When Miles Davis’s Kind of Blue came out in August of 1959, it turned the music world on its head. For years, the jazz world had been an arms race for who could fit more complexity into their compositions, and in many regards, Miles Davis was winning, but Miles changed it all on Kind of Blue.

"So What," the first song on the record, has only two chord changes. In the jazz world, that permitted to return to melody. The players called it modal jazz, but a lot of the listening public simply called it jazz they could enjoy. What resulted was more romantic, less athletic, and a lot less sarcastic than what came before. Solos were primarily carried by the incredible horn line of Miles Davis, Cannonball Adderley and John Coltrane. Miles Davis's spare lean solos were balanced out by Coltrane's searching lines and  Adderley's incomparable soulfulness.

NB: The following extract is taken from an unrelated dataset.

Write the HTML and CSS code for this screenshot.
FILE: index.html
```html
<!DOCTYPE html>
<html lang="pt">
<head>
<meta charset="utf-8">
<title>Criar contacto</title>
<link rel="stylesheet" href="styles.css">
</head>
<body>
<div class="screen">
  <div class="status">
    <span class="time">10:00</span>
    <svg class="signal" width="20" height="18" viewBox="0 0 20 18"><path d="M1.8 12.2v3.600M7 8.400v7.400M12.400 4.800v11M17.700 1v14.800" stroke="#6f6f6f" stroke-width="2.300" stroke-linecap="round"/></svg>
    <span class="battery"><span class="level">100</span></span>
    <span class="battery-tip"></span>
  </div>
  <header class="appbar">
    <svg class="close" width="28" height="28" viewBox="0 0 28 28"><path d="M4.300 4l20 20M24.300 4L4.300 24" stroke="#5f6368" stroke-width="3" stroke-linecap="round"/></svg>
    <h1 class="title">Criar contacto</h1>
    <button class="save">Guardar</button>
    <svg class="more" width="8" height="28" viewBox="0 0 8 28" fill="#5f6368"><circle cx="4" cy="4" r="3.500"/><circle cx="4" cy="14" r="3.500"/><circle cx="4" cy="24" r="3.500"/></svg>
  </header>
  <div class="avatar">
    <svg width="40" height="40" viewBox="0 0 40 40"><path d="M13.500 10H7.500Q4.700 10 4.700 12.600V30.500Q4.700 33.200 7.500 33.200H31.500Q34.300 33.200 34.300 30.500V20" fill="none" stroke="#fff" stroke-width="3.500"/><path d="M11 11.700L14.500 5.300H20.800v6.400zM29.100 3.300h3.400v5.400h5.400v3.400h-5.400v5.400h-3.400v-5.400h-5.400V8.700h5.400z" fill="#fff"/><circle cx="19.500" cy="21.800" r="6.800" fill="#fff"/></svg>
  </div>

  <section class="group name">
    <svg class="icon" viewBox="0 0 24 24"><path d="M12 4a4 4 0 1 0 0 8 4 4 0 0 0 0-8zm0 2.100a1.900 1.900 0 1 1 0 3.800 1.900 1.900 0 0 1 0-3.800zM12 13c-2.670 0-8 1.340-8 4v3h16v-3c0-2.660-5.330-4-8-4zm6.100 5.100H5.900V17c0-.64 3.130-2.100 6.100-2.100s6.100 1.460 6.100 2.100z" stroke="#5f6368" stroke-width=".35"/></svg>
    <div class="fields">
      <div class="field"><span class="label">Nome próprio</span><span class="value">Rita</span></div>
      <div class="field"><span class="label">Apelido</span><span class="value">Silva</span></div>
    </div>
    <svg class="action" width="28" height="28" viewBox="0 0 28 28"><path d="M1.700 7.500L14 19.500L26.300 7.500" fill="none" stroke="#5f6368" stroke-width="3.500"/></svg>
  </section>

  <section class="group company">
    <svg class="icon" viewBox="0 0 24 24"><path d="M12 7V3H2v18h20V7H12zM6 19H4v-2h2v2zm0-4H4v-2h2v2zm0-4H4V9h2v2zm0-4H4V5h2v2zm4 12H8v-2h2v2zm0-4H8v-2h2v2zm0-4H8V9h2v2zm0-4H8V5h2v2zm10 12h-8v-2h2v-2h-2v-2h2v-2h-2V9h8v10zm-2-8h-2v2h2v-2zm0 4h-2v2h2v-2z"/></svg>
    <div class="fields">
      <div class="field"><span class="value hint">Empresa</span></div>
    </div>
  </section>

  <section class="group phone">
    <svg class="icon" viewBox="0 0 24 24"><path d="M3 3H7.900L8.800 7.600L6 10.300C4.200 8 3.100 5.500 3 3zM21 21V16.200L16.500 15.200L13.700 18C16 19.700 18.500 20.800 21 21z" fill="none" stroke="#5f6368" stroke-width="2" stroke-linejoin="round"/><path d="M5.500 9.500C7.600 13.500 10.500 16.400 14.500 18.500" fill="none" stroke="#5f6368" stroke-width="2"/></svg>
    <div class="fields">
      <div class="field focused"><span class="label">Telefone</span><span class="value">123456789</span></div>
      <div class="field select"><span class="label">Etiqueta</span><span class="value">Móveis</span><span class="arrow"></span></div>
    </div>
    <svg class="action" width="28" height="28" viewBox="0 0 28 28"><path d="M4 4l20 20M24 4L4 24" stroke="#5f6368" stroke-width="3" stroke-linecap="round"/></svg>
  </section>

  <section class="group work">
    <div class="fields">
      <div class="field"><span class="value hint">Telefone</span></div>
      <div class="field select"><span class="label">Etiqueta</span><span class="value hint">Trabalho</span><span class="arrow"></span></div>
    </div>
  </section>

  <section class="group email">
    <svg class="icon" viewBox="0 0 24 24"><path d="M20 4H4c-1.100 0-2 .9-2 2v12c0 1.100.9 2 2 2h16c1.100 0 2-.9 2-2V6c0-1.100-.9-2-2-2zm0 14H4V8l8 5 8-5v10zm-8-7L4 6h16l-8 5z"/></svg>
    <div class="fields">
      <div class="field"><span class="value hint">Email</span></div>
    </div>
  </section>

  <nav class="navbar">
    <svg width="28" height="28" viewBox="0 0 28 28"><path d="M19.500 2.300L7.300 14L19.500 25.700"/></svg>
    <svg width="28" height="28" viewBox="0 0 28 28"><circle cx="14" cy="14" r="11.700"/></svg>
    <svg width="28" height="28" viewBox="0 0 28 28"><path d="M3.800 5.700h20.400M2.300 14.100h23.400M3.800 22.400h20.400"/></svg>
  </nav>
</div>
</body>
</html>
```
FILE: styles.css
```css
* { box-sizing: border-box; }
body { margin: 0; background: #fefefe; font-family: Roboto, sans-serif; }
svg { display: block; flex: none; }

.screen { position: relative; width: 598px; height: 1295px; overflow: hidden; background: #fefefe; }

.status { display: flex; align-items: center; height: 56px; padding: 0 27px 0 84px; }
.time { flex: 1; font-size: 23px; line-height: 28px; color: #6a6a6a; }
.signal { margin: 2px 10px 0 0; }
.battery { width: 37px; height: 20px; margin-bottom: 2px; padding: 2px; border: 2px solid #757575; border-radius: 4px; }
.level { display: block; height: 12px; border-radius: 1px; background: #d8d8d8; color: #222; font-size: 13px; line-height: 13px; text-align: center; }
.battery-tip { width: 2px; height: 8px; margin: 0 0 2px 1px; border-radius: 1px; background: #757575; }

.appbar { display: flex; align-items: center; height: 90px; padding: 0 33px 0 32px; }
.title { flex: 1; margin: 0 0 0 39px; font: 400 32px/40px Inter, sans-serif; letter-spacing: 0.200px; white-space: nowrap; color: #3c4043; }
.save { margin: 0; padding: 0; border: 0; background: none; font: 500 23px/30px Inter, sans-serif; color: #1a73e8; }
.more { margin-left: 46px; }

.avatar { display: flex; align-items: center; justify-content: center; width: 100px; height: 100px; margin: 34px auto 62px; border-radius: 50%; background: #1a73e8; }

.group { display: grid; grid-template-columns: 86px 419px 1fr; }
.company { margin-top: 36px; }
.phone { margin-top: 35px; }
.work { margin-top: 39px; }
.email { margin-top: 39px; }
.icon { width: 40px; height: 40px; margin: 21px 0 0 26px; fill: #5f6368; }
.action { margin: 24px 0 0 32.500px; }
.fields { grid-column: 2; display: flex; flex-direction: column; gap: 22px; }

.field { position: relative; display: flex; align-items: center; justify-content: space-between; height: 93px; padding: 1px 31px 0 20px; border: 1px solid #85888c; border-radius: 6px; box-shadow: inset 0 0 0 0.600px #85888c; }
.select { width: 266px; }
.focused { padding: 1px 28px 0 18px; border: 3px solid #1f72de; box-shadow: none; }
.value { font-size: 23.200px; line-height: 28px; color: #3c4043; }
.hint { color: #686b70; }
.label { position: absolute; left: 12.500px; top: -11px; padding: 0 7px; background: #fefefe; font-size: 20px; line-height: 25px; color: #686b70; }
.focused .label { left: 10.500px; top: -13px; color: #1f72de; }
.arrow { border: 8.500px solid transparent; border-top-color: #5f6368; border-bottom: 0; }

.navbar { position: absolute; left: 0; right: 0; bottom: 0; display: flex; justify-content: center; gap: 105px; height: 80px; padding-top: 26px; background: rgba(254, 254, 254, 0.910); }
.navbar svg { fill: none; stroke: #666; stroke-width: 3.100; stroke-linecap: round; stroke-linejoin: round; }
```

But the secret weapon on Kind of Blue was the piano player Bill Evans. Though he only has official writing credits on two songs, Evans' fingerprints are all over the record's styled improvisation. Drummer Jimmy Cobb and bassist Paul Chambers bring the beat to the record with a soulful bounce that gives the slow-moving chord changes the momentum and vigor they deserve.

In a lot of record collections, Kind of Blue is the only jazz record on the shelf; though there's certainly plenty others that deserve a shot, it's hard to argue with Kind of Blue as the quintessential jazz album.